These are all fairly clear.
There are missing references to recent literature, which are closely
related to this submitted work.
Exactly what it says on the tin. The reviewer believes you are missing references, and importantly, recent references in areas close to what your paper is on. You should find them, and include them. More importantly...
A proper comparison of results and the methodologies among these
efforts, as well as clear motivation for the incremental progress is
typically required.
Your reviewer is asking you to put your paper in research in context with those papers. What does this add? Why did it need to be done. What is the motivation of the work?
In addition, the submitted paper has several typographical and
organizational errors.
This, again, means exactly what it says. The reviewer has found what they believe are typographical errors, and errors where the paper isn't well organized - for example, possibly where a section relies on something not yet introduced.
The decision is "reject".
Should I resubmit to the same journal after making corrections or to a
different one?
If they wanted you to revise and resubmit, that would have been the decision. A flat "Reject" decision means you will need a new journal, though I would suggest taking the reviewer's comments to heart. It's possible they're correct, and it's possible you'll get the same reviewer again.

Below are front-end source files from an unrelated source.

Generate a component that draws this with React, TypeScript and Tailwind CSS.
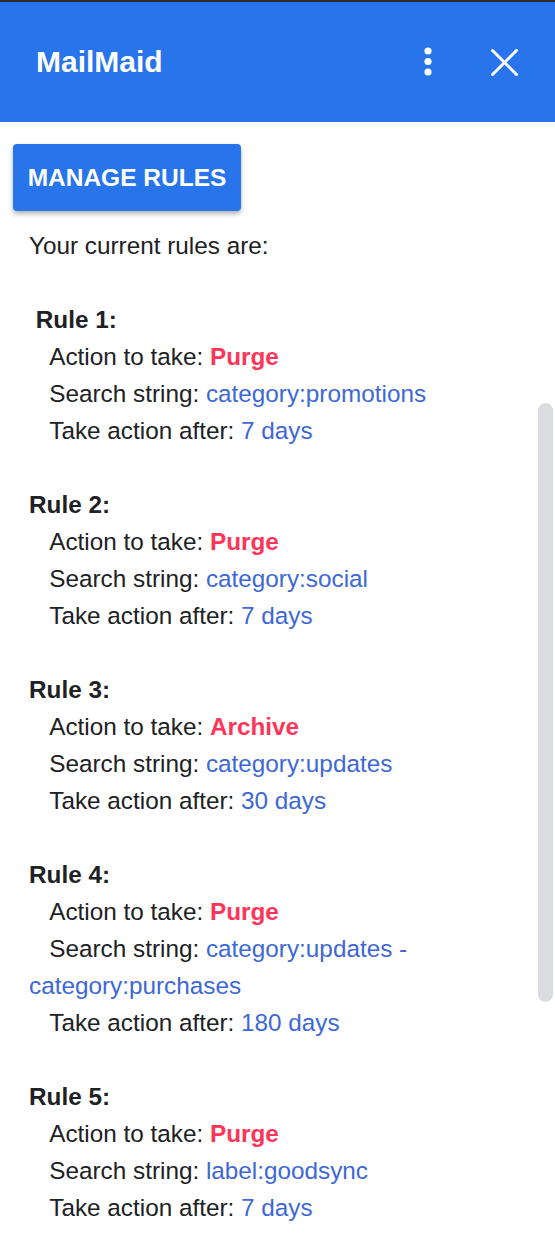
const rules = [
  { id: 1, action: "Purge", search: "category:promotions", after: "7 days", lead: true },
  { id: 2, action: "Purge", search: "category:social", after: "7 days" },
  { id: 3, action: "Archive", search: "category:updates", after: "30 days" },
  { id: 4, action: "Purge", search: "category:updates -category:purchases", after: "180 days" },
  { id: 5, action: "Purge", search: "label:goodsync", after: "7 days" },
];

const indent = "\u00a0\u00a0\u00a0";

const App = () => {
  return (
    <div className="relative min-h-[1260px] w-full bg-white font-['Liberation_Sans',Arial,sans-serif] text-[#202124]">
      <div className="h-[2px] bg-[#2b2d32]" />
      <header className="flex h-[120px] items-center bg-[#2774eb] pl-[36px] text-white">
        <h1 className="text-[30px] font-bold leading-none">MailMaid</h1>
        <div className="ml-auto flex items-center">
          <svg width="10" height="30" viewBox="0 0 10 30" className="mr-[58px]">
            <circle cx="5" cy="4" r="3.6" fill="white" />
            <circle cx="5" cy="14.5" r="3.6" fill="white" />
            <circle cx="5" cy="25" r="3.6" fill="white" />
          </svg>
          <svg width="27" height="27" viewBox="0 0 27 27" className="mr-[37px]">
            <path d="M1.5 1.5 L25.5 25.5 M25.5 1.5 L1.5 25.5" stroke="white" strokeWidth="3" strokeLinecap="square" />
          </svg>
        </div>
      </header>

      <div className="px-[13px] pt-[22px]">
        <button className="flex h-[67px] w-[228px] items-center justify-center rounded-[4px] bg-[#2774eb] pt-[1px] text-[24.5px] font-bold text-white uppercase shadow-[0_3px_5px_rgba(0,0,0,0.3)]">
          Manage Rules
        </button>
      </div>

      <div className="mt-[16px] pl-[29px] pr-[40px] text-[24.3px] leading-[37px]">
        <p>Your current rules are:</p>
        {rules.map((rule) => (
          <div key={rule.id} className="mt-[37px]">
            <p className="font-bold">
              {rule.lead ? "\u00a0" : ""}Rule {rule.id}:
            </p>
            <p>
              {indent}Action to take: <span className="font-bold text-[#fe3458]">{rule.action}</span>
            </p>
            <p>
              {indent}Search string: <span className="text-[#3d68d6]">{rule.search}</span>
            </p>
            <p>
              {indent}Take action after: <span className="text-[#3d68d6]">{rule.after}</span>
            </p>
          </div>
        ))}
      </div>

      <div className="absolute left-[538px] top-[403px] h-[599px] w-[15px] rounded-full bg-[#dadce0]" />
    </div>
  );
};

export default App;
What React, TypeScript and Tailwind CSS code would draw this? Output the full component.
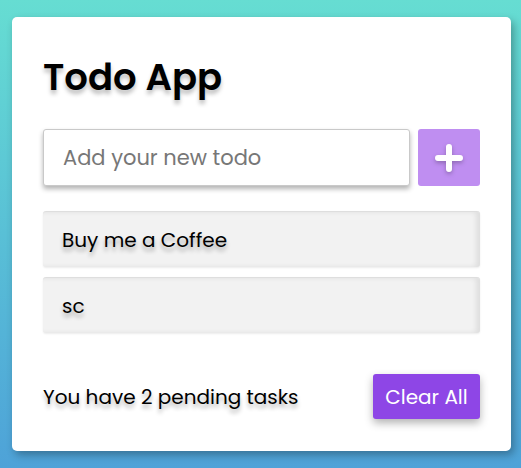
import React from "react";

export default function App() {
  const font = { fontFamily: "Poppins, Inter, 'Noto Sans', sans-serif" };
  return (
    <div
      className="w-[521px] h-[468px] overflow-hidden bg-gradient-to-b from-[#66ddd2] to-[#4ea2d8] pt-[17px] pl-[12px]"
      style={font}
    >
      <div className="w-[499px] h-[434px] bg-white rounded-[5px] shadow-[3px_4px_8px_rgba(0,0,0,0.3)] px-[31px] pt-[42px]">
        <h1 className="text-[37px] leading-none font-semibold text-black [text-shadow:0_4px_4px_rgba(0,0,0,0.25)]">
          Todo App
        </h1>
        <div className="mt-[33px] flex gap-[8px]">
          <div className="w-[367px] h-[57px] border border-[#c9c9c9] rounded-[3px] bg-white shadow-[0_3px_5px_rgba(0,0,0,0.3)] flex items-center pl-[19px]">
            <span className="text-[21px] text-[#777]">Add your new todo</span>
          </div>
          <div className="w-[62px] h-[57px] rounded-[3px] bg-[#bf8ef1] flex items-center justify-center">
            <svg width="28" height="28" viewBox="0 0 28 28" className="drop-shadow-[0_2px_2px_rgba(0,0,0,0.25)]">
              <path d="M14 3 V25 M3 14 H25" stroke="white" strokeWidth="6" strokeLinecap="round" />
            </svg>
          </div>
        </div>
        <div className="mt-[25px] flex flex-col gap-[10px]">
          {["Buy me a Coffee", "sc"].map((t) => (
            <div
              key={t}
              className="h-[56px] bg-[#f2f2f2] border-t border-[#dedede] rounded-[3px] shadow-[inset_-4px_0_5px_rgba(0,0,0,0.08),0_1px_2px_rgba(0,0,0,0.08)] flex items-center pl-[19px]"
            >
              <span className="text-[20px] text-black [text-shadow:0_4px_4px_rgba(0,0,0,0.3)]">{t}</span>
            </div>
          ))}
        </div>
        <div className="mt-[41px] flex items-center justify-between">
          <span className="text-[20px] text-black [text-shadow:0_4px_4px_rgba(0,0,0,0.3)]">
            You have 2 pending tasks
          </span>
          <div className="w-[107px] h-[45px] rounded-[3px] bg-[#8e46e6] text-white text-[20px] flex items-center justify-center shadow-[0_4px_8px_rgba(0,0,0,0.3)]">
            Clear All
          </div>
        </div>
      </div>
    </div>
  );
}
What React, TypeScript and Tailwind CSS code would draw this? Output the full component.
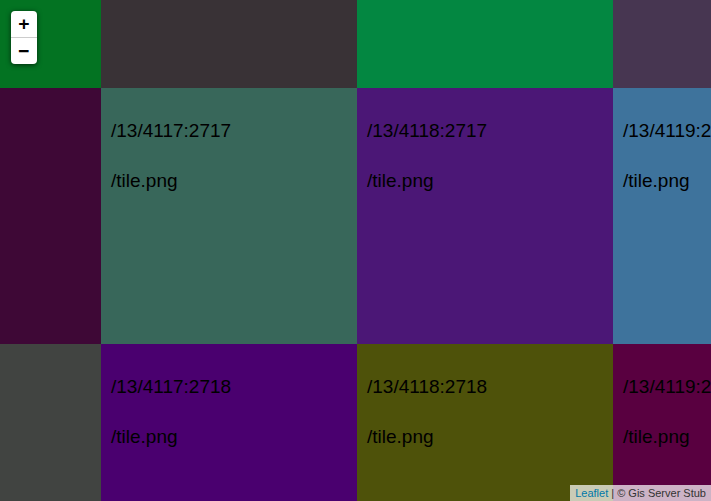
import React from "react";

type Tile = { bg: string; label?: string };

const rows: { h: string; tiles: Tile[] }[] = [
  {
    h: "h-[88px]",
    tiles: [
      { bg: "bg-[#037322]" },
      { bg: "bg-[#393236]" },
      { bg: "bg-[#038741]" },
      { bg: "bg-[#473651]" },
    ],
  },
  {
    h: "h-[256px]",
    tiles: [
      { bg: "bg-[#3e0836]" },
      { bg: "bg-[#38675a]", label: "/13/4117:2717" },
      { bg: "bg-[#4b1776]", label: "/13/4118:2717" },
      { bg: "bg-[#3e739c]", label: "/13/4119:2717" },
    ],
  },
  {
    h: "h-[157px]",
    tiles: [
      { bg: "bg-[#414441]" },
      { bg: "bg-[#4a006f]", label: "/13/4117:2718" },
      { bg: "bg-[#4e520a]", label: "/13/4118:2718" },
      { bg: "bg-[#590040]", label: "/13/4119:2718" },
    ],
  },
];

const widths = ["w-[101px]", "w-[256px]", "w-[256px]", "w-[98px]"];

const TileBox = ({ tile, w }: { tile: Tile; w: string }) => (
  <div className={`${w} h-full shrink-0 overflow-hidden ${tile.bg}`}>
    {tile.label && (
      <div className="flex flex-col gap-[28px] pl-[10px] pt-[32px] text-[19px] leading-[22px] text-black whitespace-nowrap">
        <p>{tile.label}</p>
        <p>/tile.png</p>
      </div>
    )}
  </div>
);

const App = () => {
  return (
    <div
      className="relative w-[711px] h-[501px] overflow-hidden bg-[#ddd]"
      style={{ fontFamily: '"Liberation Sans", Arial, sans-serif' }}
    >
      <div className="flex flex-col">
        {rows.map((row, i) => (
          <div key={i} className={`flex ${row.h}`}>
            {row.tiles.map((t, j) => (
              <TileBox key={j} tile={t} w={widths[j]} />
            ))}
          </div>
        ))}
      </div>

      {/* zoom control */}
      <div className="absolute left-[11px] top-[11px] flex flex-col rounded-[4px] bg-white shadow-[0_1px_5px_rgba(0,0,0,0.65)]">
        <div className="flex h-[27px] w-[26px] items-center justify-center border-b border-[#ccc] font-['DejaVu_Sans_Mono',monospace] text-[18px] font-bold leading-[26px] text-black">
          +
        </div>
        <div className="flex h-[26px] w-[26px] items-center justify-center font-['DejaVu_Sans_Mono',monospace] text-[18px] font-bold leading-[26px] text-black">
          −
        </div>
      </div>

      {/* attribution */}
      <div className="absolute bottom-0 right-0 bg-[rgba(255,255,255,0.7)] px-[5px] text-[11px] leading-[16px] text-[#333]">
        <span className="text-[#0078a8]">Leaflet</span> | © Gis Server Stub
      </div>
    </div>
  );
};

export default App;
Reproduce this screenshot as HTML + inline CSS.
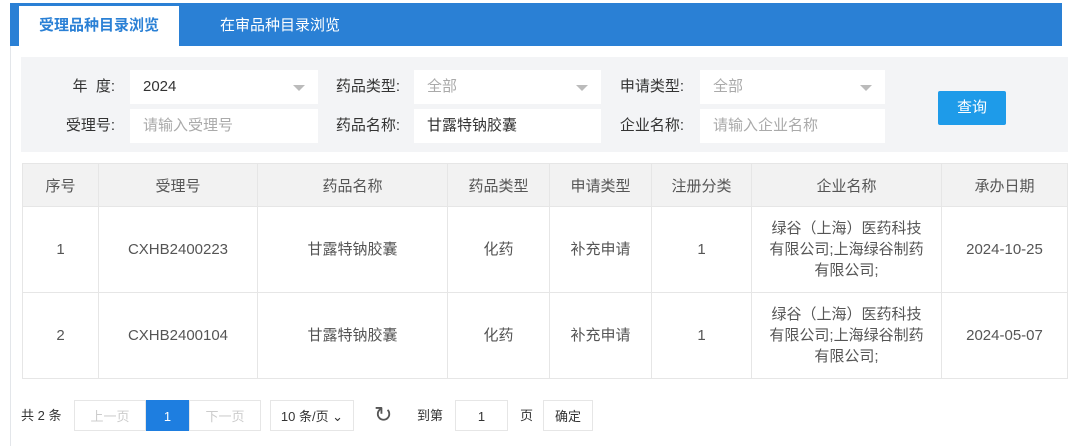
<!DOCTYPE html>
<html><head><meta charset="utf-8"><style>
*{box-sizing:border-box;margin:0;padding:0}
body{width:1080px;height:446px;background:#fff;font-family:"Liberation Sans","Noto Sans CJK SC",sans-serif;font-size:14px;color:#333;position:relative;overflow:hidden}
.a{position:absolute}
.bar{left:10px;top:3px;width:1052px;height:43px;background:#2a80d5}
.tab{top:6px;height:40px;line-height:40px;font-size:15px;text-align:center}
.frame{left:10px;top:46px;width:1px;height:400px;background:#e3e6ea}
.panel{left:21px;top:57px;width:1047px;height:95px;background:#f3f4f6}
.lbl{font-size:15px;color:#333;line-height:34px;text-align:right}
.inp{background:#fff;height:34px;line-height:34px;padding-left:13px;font-size:15px}
.ph{color:#aaa}
.arr{position:absolute;right:13px;top:15px;border-left:6px solid transparent;border-right:6px solid transparent;border-top:6px solid #bbb}
.btn{left:938px;top:91px;width:68px;height:34px;background:#1e9be9;color:#fff;line-height:34px;text-align:center;border-radius:2px;font-size:15px}
table{position:absolute;left:22px;top:163px;width:1046px;border-collapse:collapse;font-size:15px;color:#555}
td,th{border:1px solid #e6e6e6;text-align:center;font-weight:normal}
th{background:#f2f2f2;height:43px}
td{height:86px;line-height:21px}
.pg{top:400px;height:31px;line-height:31px;font-size:13px;text-align:center;border:1px solid #e6e6e6;background:#fff}
</style></head><body>
<div class="a bar"></div>
<div class="a tab" style="left:19px;width:160px;background:#fff;color:#2a80d5;font-weight:bold">受理品种目录浏览</div>
<div class="a tab" style="left:200px;width:160px;color:#fff">在审品种目录浏览</div>
<div class="a frame"></div>
<div class="a panel"></div>
<div class="a lbl" style="left:40px;top:70px;width:75px">年&nbsp;&nbsp;度:</div>
<div class="a inp" style="left:130px;top:70px;width:188px">2024<span class="arr"></span></div>
<div class="a lbl" style="left:40px;top:109px;width:75px">受理号:</div>
<div class="a inp ph" style="left:130px;top:109px;width:188px">请输入受理号</div>
<div class="a lbl" style="left:322px;top:70px;width:78px">药品类型:</div>
<div class="a inp ph" style="left:414px;top:70px;width:187px">全部<span class="arr"></span></div>
<div class="a lbl" style="left:322px;top:109px;width:78px">药品名称:</div>
<div class="a inp" style="left:414px;top:109px;width:187px">甘露特钠胶囊</div>
<div class="a lbl" style="left:606px;top:70px;width:78px">申请类型:</div>
<div class="a inp ph" style="left:700px;top:70px;width:185px">全部<span class="arr"></span></div>
<div class="a lbl" style="left:606px;top:109px;width:78px">企业名称:</div>
<div class="a inp ph" style="left:700px;top:109px;width:185px">请输入企业名称</div>
<div class="a btn">查询</div>
<table>
<tr><th style="width:76px">序号</th><th style="width:159px">受理号</th><th style="width:190px">药品名称</th><th style="width:102px">药品类型</th><th style="width:102px">申请类型</th><th style="width:100px">注册分类</th><th style="width:190px">企业名称</th><th>承办日期</th></tr>
<tr><td>1</td><td>CXHB2400223</td><td>甘露特钠胶囊</td><td>化药</td><td>补充申请</td><td>1</td><td>绿谷（上海）医药科技<br>有限公司;上海绿谷制药<br>有限公司;</td><td>2024-10-25</td></tr>
<tr><td>2</td><td>CXHB2400104</td><td>甘露特钠胶囊</td><td>化药</td><td>补充申请</td><td>1</td><td>绿谷（上海）医药科技<br>有限公司;上海绿谷制药<br>有限公司;</td><td>2024-05-07</td></tr>
</table>
<div class="a" style="left:21px;top:400px;line-height:31px;font-size:13px">共 2 条</div>
<div class="a pg" style="left:74px;width:72px;color:#ccc">上一页</div>
<div class="a pg" style="left:146px;width:43px;background:#1e7ee0;border-color:#1e7ee0;color:#fff">1</div>
<div class="a pg" style="left:189px;width:72px;color:#ccc">下一页</div>
<div class="a pg" style="left:270px;width:84px;color:#333">10 条/页 ⌄</div>
<div class="a" style="left:374px;top:399px;font-size:22px;line-height:31px;color:#555">↻</div>
<div class="a" style="left:417px;top:400px;line-height:31px;font-size:13px">到第</div>
<div class="a pg" style="left:455px;width:53px;color:#333">1</div>
<div class="a" style="left:520px;top:400px;line-height:31px;font-size:13px">页</div>
<div class="a pg" style="left:543px;width:50px;color:#333">确定</div>
</body></html>
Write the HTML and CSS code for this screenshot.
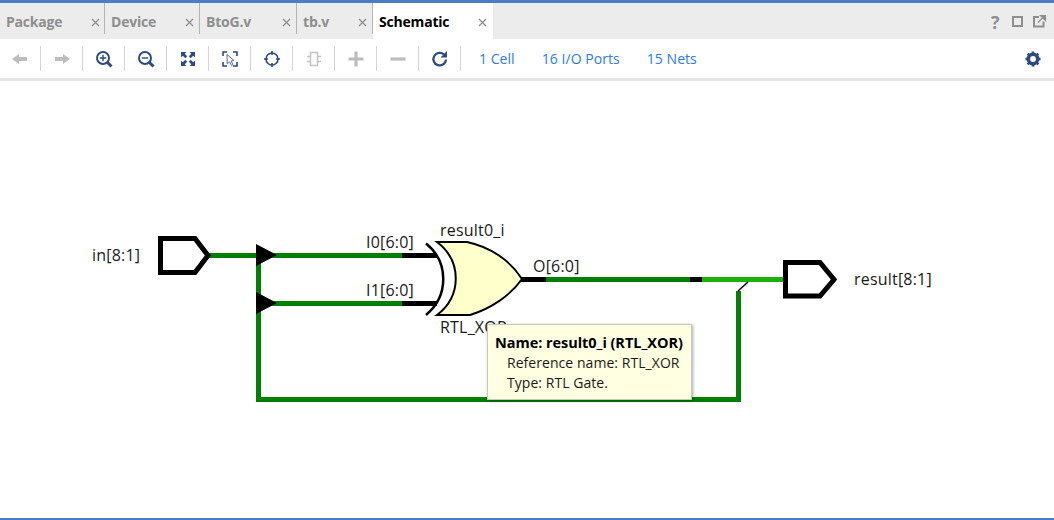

To expand a bit on your comments, because replies are a bad place for nuance:
I have one question? suppose i sent this paper to a lower standard journal and the same reviewer gets hold of the paper, will his/her review change subject to the journal
This is very unlikely. You might get away with it if the primary criticism was about the novelty or importance of the paper, or not fitting with the right audience. But, to be direct, the reviewer's comments are things that would be fatal flaws in most respectable journals - just going down a tier won't fix them. Instead, I'd strongly suggest you mull over the reviewers comments, go looking for the recent studies they mention, etc.